With all this icy weather, I have had to move my runs inside to the treadmill, or as I refer to it, the dreadmill. Running inside on the treadmill is preferred to risking a fall that could end my plans for the Tokyo Marathon. I have never met a runner who has been thrilled with the idea of running on a treadmill. It is one of those necessary evils – if the weather is too dangerous to be outside, you have to run on the treadmill. Back in December, 2009 when our 20-mile training run was snowed out, one of my teammates ran 20 miles on a treadmill. The rest of the team was amazed; none of us would have had the guts to do that.
I decided that if I was going to complete all my training runs for Tokyo, I was going to have to make running on the treadmill more tolerable. That involved making some changes in my set-up as well as seeing the positives to running indoors.
The indoor temperature can be a problem when running on the treadmill. I ran 5 miles last week indoors and was absolutely drenched at the end. I don’t think I sweat that much when I run outdoors in the summer heat. But the thermostat was set for 70 degrees, meaning it really felt like about 90. For my next treadmill run, I turned down the thermostat and set up a fan to blow on me. With the air blowing on me, I found out that I needed to keep lip balm handy to avoid chapped lips. I also stashed a basket of small towels next to the treadmill so they were handy to towel off as I ran.
Running outside is nice because there are lots of things to see – wildlife, other people, just the changing landscape. But it also means that my non-running spouse is at home alone. When I run on the treadmill, we can spend a bit more time together. Since I have a television by my treadmill, we catch up on all our favorite programs we have on the DVR while I run.
I usually have difficulty trying to decide how best to dress to run outdoors in the winter. I typically overdress and end up taking things off during the first few miles. Carrying those extra clothes ends up weighing me down. The nice thing about running on my treadmill is that I know how to dress – shorts and a singlet or a short sleeve shirt. If I do get too hot, it is easy to change into a different shirt, then hop back onto the treadmill. One thing that I did learn the hard way is that you can still chafe when you run on a treadmill. Outdoors or indoors, Body Glide is needed for every long run.
One of the big challenges for long runs is finding someone to provide water stop support. Not an issue for the treadmill. I filled a small cooler with water and Nuun and put it next to the treadmill. An added bonus is I don’t have to wear a fuel belt since the treadmill has a bottle holder.
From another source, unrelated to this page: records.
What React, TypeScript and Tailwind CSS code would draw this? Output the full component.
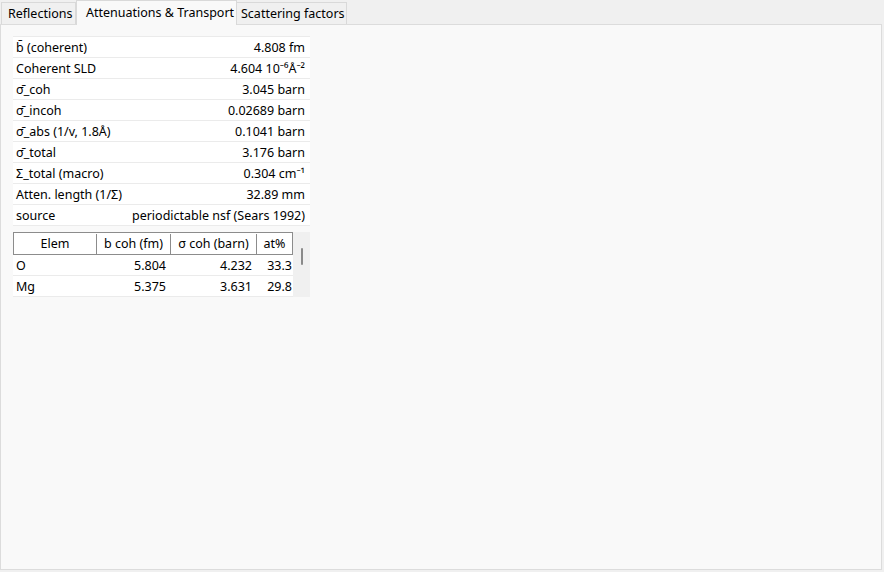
const props: [string, string][] = [
  ['b\u0304 (coherent)', '4.808 fm'],
  ['Coherent SLD', '4.604 10\u207B\u2076\u00C5\u207B\u00B2'],
  ['\u03C3\u0304_coh', '3.045 barn'],
  ['\u03C3\u0304_incoh', '0.02689 barn'],
  ['\u03C3\u0304_abs (1/v, 1.8\u00C5)', '0.1041 barn'],
  ['\u03C3\u0304_total', '3.176 barn'],
  ['\u03A3_total (macro)', '0.304 cm\u207B\u00B9'],
  ['Atten. length (1/\u03A3)', '32.89 mm'],
  ['source', 'periodictable nsf (Sears 1992)'],
];

const elems = [
  { el: 'O', b: '5.804', s: '4.232', at: '33.3' },
  { el: 'Mg', b: '5.375', s: '3.631', at: '29.8' },
];

export default function App() {
  return (
    <div
      className="flex h-[572px] w-[884px] flex-col bg-[#f0f0f0] text-[12.5px] text-black"
      style={{ fontFamily: '"Noto Sans", "Open Sans", sans-serif' }}
    >
      <div className="flex items-end whitespace-nowrap pl-px">
        <div className="mt-[2px] flex h-[22px] w-[75px] items-center border border-b-0 border-[#d9d9d9] bg-[#f0f0f0] pl-[6px] pt-px">
          Reflections
        </div>
        <div className="relative z-10 -mb-px flex h-[25px] w-[161px] items-center border border-b-0 border-[#d9d9d9] bg-[#f9f9f9] pl-[9px]">
          Attenuations &amp; Transport
        </div>
        <div className="mt-[2px] flex h-[22px] w-[110px] items-center border border-b-0 border-l-0 border-[#d9d9d9] bg-[#f0f0f0] pl-[4px] pt-px">
          Scattering factors
        </div>
      </div>
      <div className="mb-[2px] mr-[2px] flex-1 border border-[#dcdcdc] bg-[#f9f9f9] pl-[12px] pt-[11px]">
        <div className="w-[297px] border-t border-[#ebebeb]">
          {props.map(([k, v]) => (
            <div key={k} className="flex h-[21px] items-center justify-between border-b border-[#ebebeb] bg-white pl-[3px] pr-[5px] pt-[2px]">
              <span>{k}</span>
              <span>{v}</span>
            </div>
          ))}
        </div>
        <div className="mt-[6px] flex w-[297px]">
          <div className="w-[280px]">
            <div className="flex h-[23px] border border-[#8c8c8c] bg-white pt-px">
              <div className="flex w-[83px] items-center justify-center border-r border-[#8c8c8c]">Elem</div>
              <div className="flex w-[74px] items-center justify-center border-r border-[#8c8c8c]">b coh (fm)</div>
              <div className="flex w-[86px] items-center justify-center border-r border-[#8c8c8c]">{'\u03C3 coh (barn)'}</div>
              <div className="flex flex-1 items-center justify-center">at%</div>
            </div>
            {elems.map((r) => (
              <div key={r.el} className="flex h-[21px] items-center border-b border-[#ebebeb] bg-white pt-[2px]">
                <div className="w-[84px] pl-[3px]">{r.el}</div>
                <div className="w-[74px] pr-[5px] text-right">{r.b}</div>
                <div className="w-[86px] pr-[5px] text-right">{r.s}</div>
                <div className="flex-1 pr-[1px] text-right">{r.at}</div>
              </div>
            ))}
          </div>
          <div className="flex w-[17px] justify-center bg-[#f0f0f0] pt-[16px]">
            <div className="h-[17px] w-[2px] rounded bg-[#8a8a8a]" />
          </div>
        </div>
      </div>
    </div>
  );
}
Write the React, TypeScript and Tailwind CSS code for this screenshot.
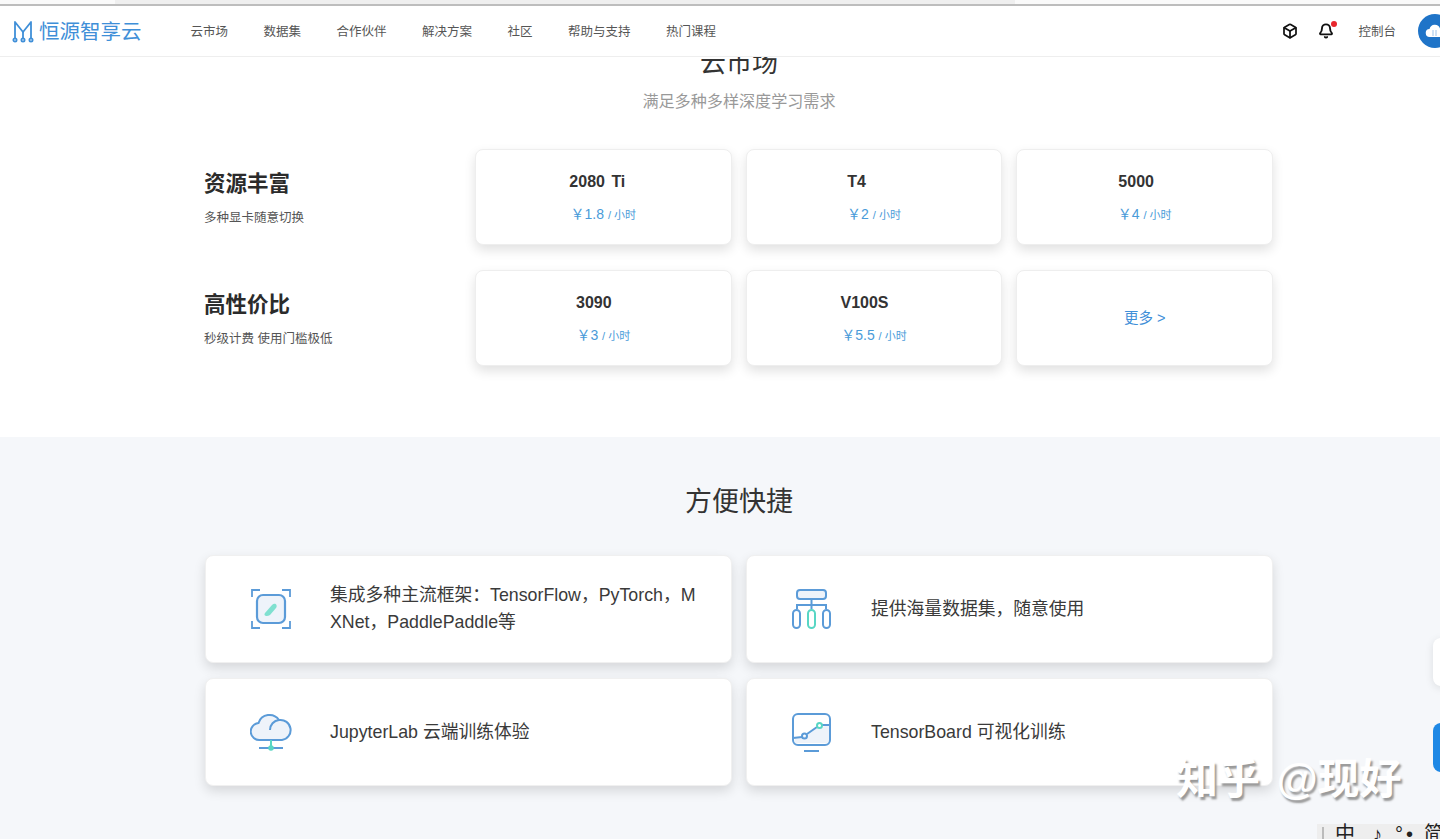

Probably the biggest benefit to running indoors is the fact that you have no bathroom worries. I typically will plan an outdoor running route with the best bathroom coverage. When I run on the treadmill, I am only a few steps from a bathroom – and not a Port-a-Potty either.
There is only one drawback to the treadmill that I can’t change. My treadmill automatically shuts off when it hits 100 minutes. Fortunately for me the first time that this happened, I was watching the elapsed time as I ran and reacted quickly to avoid falling when it stopped. On the balance of things, this is an issue that I can easily handle.
In the past, I hated the treadmill so much that I use to run considerably slower on it than my outdoor running pace. Since I have changed my mindset about the treadmill, I am happy to report that I have taken nearly 4 minutes per mile off my treadmill pace. My pace, indoor and outdoor, is nearly the same.
I still prefer to run outdoors but at least now I have made peace with my treadmill. I no longer refer to it as the “dreadmill”. My treadmill is helping to keep me on my training schedule. Look out, Tokyo, here I come!